■ **Set exercise**
Give back the full listing verbatim, apart from its images.

■ **Source data**
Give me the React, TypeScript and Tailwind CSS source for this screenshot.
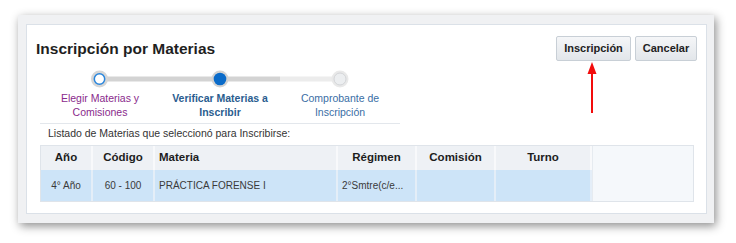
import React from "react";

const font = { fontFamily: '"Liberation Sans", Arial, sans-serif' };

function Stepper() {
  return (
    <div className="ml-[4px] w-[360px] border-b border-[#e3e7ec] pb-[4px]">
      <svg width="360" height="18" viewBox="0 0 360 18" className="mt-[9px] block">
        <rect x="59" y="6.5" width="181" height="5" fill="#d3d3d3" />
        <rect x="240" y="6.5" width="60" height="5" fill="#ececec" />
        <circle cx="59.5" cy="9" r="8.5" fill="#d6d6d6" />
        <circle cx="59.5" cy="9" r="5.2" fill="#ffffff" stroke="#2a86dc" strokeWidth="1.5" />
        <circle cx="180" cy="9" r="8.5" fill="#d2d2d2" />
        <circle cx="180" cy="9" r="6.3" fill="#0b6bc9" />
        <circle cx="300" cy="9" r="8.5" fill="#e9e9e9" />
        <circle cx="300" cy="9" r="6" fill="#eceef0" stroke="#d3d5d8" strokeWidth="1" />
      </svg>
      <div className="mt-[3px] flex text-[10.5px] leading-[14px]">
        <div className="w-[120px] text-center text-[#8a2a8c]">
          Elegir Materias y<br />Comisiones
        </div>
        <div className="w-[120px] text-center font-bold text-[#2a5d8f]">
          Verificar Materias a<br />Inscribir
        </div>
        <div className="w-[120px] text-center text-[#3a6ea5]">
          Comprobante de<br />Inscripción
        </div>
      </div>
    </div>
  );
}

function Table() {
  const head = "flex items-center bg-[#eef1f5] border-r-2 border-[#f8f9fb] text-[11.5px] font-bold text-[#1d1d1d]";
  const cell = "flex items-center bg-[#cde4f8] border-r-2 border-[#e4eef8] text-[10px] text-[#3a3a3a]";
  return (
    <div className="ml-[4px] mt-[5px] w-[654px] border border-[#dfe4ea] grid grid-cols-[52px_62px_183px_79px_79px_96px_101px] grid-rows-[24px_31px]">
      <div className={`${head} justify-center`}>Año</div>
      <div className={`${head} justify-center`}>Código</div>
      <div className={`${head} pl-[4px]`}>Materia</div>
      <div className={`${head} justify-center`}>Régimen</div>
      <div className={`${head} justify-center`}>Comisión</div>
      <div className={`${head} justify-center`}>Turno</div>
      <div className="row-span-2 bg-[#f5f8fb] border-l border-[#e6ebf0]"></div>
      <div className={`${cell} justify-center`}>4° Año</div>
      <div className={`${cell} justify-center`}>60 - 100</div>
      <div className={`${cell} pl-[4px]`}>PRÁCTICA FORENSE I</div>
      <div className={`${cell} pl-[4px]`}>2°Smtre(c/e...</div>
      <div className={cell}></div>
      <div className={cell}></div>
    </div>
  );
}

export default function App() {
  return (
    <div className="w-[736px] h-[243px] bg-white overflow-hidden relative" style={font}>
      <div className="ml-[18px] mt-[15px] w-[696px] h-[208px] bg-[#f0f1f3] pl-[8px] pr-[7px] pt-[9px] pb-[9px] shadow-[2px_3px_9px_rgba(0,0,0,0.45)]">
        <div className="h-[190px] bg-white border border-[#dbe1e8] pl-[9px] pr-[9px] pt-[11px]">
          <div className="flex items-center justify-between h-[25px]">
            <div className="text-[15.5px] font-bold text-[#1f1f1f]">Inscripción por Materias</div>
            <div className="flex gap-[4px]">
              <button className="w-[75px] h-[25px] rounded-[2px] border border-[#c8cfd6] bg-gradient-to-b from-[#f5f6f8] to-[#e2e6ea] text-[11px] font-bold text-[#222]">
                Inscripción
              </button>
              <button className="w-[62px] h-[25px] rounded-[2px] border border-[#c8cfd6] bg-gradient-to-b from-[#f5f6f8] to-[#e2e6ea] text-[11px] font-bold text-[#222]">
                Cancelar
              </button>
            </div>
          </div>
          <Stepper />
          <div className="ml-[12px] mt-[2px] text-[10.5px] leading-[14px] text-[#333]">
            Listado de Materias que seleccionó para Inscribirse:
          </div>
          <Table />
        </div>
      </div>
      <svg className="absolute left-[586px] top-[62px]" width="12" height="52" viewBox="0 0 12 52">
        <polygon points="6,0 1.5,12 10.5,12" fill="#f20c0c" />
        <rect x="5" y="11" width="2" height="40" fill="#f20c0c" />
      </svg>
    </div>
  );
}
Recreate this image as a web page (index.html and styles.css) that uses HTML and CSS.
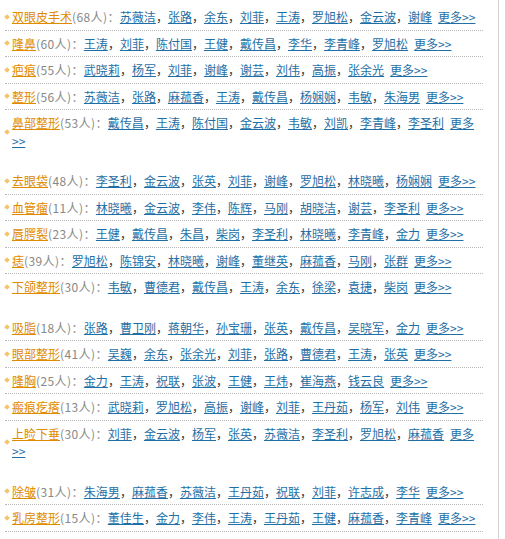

■ **Response to this exercise**
Give me the React, TypeScript and Tailwind CSS source for this screenshot.
import React from "react";

const font = { fontFamily: '"Liberation Sans", Arial, sans-serif' };

function Stepper() {
  return (
    <div className="ml-[4px] w-[360px] border-b border-[#e3e7ec] pb-[4px]">
      <svg width="360" height="18" viewBox="0 0 360 18" className="mt-[9px] block">
        <rect x="59" y="6.5" width="181" height="5" fill="#d3d3d3" />
        <rect x="240" y="6.5" width="60" height="5" fill="#ececec" />
        <circle cx="59.5" cy="9" r="8.5" fill="#d6d6d6" />
        <circle cx="59.5" cy="9" r="5.2" fill="#ffffff" stroke="#2a86dc" strokeWidth="1.5" />
        <circle cx="180" cy="9" r="8.5" fill="#d2d2d2" />
        <circle cx="180" cy="9" r="6.3" fill="#0b6bc9" />
        <circle cx="300" cy="9" r="8.5" fill="#e9e9e9" />
        <circle cx="300" cy="9" r="6" fill="#eceef0" stroke="#d3d5d8" strokeWidth="1" />
      </svg>
      <div className="mt-[3px] flex text-[10.5px] leading-[14px]">
        <div className="w-[120px] text-center text-[#8a2a8c]">
          Elegir Materias y<br />Comisiones
        </div>
        <div className="w-[120px] text-center font-bold text-[#2a5d8f]">
          Verificar Materias a<br />Inscribir
        </div>
        <div className="w-[120px] text-center text-[#3a6ea5]">
          Comprobante de<br />Inscripción
        </div>
      </div>
    </div>
  );
}

function Table() {
  const head = "flex items-center bg-[#eef1f5] border-r-2 border-[#f8f9fb] text-[11.5px] font-bold text-[#1d1d1d]";
  const cell = "flex items-center bg-[#cde4f8] border-r-2 border-[#e4eef8] text-[10px] text-[#3a3a3a]";
  return (
    <div className="ml-[4px] mt-[5px] w-[654px] border border-[#dfe4ea] grid grid-cols-[52px_62px_183px_79px_79px_96px_101px] grid-rows-[24px_31px]">
      <div className={`${head} justify-center`}>Año</div>
      <div className={`${head} justify-center`}>Código</div>
      <div className={`${head} pl-[4px]`}>Materia</div>
      <div className={`${head} justify-center`}>Régimen</div>
      <div className={`${head} justify-center`}>Comisión</div>
      <div className={`${head} justify-center`}>Turno</div>
      <div className="row-span-2 bg-[#f5f8fb] border-l border-[#e6ebf0]"></div>
      <div className={`${cell} justify-center`}>4° Año</div>
      <div className={`${cell} justify-center`}>60 - 100</div>
      <div className={`${cell} pl-[4px]`}>PRÁCTICA FORENSE I</div>
      <div className={`${cell} pl-[4px]`}>2°Smtre(c/e...</div>
      <div className={cell}></div>
      <div className={cell}></div>
    </div>
  );
}

export default function App() {
  return (
    <div className="w-[736px] h-[243px] bg-white overflow-hidden relative" style={font}>
      <div className="ml-[18px] mt-[15px] w-[696px] h-[208px] bg-[#f0f1f3] pl-[8px] pr-[7px] pt-[9px] pb-[9px] shadow-[2px_3px_9px_rgba(0,0,0,0.45)]">
        <div className="h-[190px] bg-white border border-[#dbe1e8] pl-[9px] pr-[9px] pt-[11px]">
          <div className="flex items-center justify-between h-[25px]">
            <div className="text-[15.5px] font-bold text-[#1f1f1f]">Inscripción por Materias</div>
            <div className="flex gap-[4px]">
              <button className="w-[75px] h-[25px] rounded-[2px] border border-[#c8cfd6] bg-gradient-to-b from-[#f5f6f8] to-[#e2e6ea] text-[11px] font-bold text-[#222]">
                Inscripción
              </button>
              <button className="w-[62px] h-[25px] rounded-[2px] border border-[#c8cfd6] bg-gradient-to-b from-[#f5f6f8] to-[#e2e6ea] text-[11px] font-bold text-[#222]">
                Cancelar
              </button>
            </div>
          </div>
          <Stepper />
          <div className="ml-[12px] mt-[2px] text-[10.5px] leading-[14px] text-[#333]">
            Listado de Materias que seleccionó para Inscribirse:
          </div>
          <Table />
        </div>
      </div>
      <svg className="absolute left-[586px] top-[62px]" width="12" height="52" viewBox="0 0 12 52">
        <polygon points="6,0 1.5,12 10.5,12" fill="#f20c0c" />
        <rect x="5" y="11" width="2" height="40" fill="#f20c0c" />
      </svg>
    </div>
  );
}
Recreate this image as a web page (index.html and styles.css) that uses HTML and CSS.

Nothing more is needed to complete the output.